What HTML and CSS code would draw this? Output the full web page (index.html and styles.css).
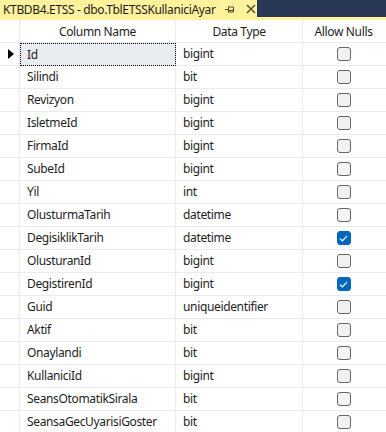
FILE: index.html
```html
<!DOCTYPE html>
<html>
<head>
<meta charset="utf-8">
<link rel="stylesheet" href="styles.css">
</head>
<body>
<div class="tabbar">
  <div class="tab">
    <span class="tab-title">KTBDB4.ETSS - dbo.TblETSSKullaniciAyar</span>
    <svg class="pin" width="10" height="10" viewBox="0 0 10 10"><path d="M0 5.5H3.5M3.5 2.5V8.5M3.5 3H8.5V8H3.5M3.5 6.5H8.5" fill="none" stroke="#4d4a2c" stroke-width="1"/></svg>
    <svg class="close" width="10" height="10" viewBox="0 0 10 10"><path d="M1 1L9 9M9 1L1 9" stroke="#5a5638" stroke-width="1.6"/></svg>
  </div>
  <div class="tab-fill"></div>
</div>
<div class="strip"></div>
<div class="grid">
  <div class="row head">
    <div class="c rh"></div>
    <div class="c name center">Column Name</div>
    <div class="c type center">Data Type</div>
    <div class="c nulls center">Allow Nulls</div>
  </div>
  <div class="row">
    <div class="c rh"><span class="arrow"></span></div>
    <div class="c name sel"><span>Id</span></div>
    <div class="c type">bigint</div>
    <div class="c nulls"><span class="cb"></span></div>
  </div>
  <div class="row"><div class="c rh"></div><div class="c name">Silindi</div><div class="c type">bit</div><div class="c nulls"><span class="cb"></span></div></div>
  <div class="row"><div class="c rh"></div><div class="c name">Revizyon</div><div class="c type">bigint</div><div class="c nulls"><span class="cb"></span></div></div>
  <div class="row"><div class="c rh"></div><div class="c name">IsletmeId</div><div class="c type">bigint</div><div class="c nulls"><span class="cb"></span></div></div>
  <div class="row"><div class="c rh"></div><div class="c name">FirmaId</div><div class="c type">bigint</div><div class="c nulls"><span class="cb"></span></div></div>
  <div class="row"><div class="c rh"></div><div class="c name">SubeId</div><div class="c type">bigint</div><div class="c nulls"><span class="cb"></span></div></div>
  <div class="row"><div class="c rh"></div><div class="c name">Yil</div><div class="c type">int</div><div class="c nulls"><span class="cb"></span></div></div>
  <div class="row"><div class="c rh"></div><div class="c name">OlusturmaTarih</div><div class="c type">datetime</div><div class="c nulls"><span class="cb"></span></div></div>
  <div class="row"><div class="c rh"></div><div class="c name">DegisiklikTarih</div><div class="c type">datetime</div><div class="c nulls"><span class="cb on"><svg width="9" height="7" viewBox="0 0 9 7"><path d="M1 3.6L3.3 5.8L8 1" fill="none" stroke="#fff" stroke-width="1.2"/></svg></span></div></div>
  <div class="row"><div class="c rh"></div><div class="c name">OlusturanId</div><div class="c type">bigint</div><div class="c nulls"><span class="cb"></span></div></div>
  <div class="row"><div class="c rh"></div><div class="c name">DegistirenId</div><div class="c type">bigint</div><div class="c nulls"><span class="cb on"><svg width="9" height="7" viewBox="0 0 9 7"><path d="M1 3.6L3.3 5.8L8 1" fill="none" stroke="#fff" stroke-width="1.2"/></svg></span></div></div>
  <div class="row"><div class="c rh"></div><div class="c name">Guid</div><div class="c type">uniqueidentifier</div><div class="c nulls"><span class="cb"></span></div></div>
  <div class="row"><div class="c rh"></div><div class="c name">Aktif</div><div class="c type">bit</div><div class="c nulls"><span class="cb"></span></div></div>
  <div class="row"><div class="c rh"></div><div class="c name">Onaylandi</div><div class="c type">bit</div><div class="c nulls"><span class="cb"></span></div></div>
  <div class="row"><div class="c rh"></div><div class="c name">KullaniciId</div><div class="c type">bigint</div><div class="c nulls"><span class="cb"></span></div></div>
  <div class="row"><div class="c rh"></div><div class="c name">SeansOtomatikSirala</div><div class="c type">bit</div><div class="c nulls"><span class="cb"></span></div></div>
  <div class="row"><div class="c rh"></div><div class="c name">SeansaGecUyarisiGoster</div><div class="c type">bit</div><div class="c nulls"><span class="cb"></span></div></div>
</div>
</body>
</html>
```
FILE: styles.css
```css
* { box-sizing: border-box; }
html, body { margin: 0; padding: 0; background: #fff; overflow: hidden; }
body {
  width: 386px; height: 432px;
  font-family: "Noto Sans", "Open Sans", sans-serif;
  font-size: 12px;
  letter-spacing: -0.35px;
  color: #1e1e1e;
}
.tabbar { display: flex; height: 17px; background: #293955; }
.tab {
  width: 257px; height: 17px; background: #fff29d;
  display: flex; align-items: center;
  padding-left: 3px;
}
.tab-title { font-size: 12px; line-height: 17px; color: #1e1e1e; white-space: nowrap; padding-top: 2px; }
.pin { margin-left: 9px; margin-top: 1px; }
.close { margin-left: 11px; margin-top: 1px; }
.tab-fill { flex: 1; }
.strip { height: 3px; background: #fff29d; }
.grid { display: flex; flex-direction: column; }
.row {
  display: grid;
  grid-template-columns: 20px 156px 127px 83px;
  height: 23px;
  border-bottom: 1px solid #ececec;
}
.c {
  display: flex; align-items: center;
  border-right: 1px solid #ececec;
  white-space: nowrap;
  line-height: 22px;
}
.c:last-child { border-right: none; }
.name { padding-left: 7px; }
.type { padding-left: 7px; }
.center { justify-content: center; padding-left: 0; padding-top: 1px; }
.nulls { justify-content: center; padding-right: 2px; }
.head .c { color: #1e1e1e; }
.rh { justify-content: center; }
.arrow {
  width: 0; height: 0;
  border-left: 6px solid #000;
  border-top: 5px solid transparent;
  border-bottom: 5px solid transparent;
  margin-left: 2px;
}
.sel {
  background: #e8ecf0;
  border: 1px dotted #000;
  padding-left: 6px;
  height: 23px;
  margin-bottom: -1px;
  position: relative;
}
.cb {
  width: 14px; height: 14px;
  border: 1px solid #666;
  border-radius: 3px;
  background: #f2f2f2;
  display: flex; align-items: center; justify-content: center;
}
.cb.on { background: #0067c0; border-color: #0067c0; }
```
============================================================
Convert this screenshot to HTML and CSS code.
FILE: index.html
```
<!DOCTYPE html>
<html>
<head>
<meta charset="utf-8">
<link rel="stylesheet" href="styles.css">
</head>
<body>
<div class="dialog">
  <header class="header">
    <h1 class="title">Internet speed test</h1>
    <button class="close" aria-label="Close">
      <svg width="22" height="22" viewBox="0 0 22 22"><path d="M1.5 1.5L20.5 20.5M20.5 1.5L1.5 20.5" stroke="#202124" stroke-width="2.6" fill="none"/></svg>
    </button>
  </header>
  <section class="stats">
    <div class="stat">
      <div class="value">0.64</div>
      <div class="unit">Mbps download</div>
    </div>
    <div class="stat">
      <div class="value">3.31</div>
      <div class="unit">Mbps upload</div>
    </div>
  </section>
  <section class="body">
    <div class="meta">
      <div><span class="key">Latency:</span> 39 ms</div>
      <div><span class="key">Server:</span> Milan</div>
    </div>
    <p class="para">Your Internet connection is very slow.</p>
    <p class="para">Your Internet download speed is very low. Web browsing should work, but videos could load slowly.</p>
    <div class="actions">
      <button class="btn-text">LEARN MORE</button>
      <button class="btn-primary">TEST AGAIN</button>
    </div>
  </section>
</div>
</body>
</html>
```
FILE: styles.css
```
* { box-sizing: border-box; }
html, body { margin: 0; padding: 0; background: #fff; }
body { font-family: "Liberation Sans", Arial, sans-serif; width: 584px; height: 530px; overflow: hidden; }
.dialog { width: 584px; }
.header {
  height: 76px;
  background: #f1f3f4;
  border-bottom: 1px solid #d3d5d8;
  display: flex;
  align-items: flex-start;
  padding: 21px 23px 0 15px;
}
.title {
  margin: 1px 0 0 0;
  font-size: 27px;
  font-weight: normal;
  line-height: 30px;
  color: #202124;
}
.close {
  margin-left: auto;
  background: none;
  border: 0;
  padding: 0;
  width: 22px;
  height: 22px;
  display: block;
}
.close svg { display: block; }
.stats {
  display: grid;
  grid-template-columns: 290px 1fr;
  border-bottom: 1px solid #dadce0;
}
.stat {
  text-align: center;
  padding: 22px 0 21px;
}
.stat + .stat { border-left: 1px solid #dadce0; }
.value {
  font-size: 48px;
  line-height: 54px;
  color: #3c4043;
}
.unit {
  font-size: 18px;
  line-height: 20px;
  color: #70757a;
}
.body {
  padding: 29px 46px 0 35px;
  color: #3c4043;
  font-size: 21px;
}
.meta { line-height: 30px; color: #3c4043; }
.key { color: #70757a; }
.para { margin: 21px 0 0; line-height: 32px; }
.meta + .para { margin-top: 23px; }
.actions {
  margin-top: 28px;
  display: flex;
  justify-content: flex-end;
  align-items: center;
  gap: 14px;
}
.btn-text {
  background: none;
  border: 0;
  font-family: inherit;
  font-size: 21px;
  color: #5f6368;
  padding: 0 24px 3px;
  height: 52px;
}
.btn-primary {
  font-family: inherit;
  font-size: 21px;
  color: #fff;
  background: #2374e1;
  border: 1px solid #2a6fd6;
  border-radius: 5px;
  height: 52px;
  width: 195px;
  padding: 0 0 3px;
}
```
============================================================
_To do_
Find every line in the records that contains the word "code"; copy those lines.

_Finished task_
What HTML and CSS code would draw this? Output the full web page (index.html and styles.css).
Convert this screenshot to HTML and CSS code.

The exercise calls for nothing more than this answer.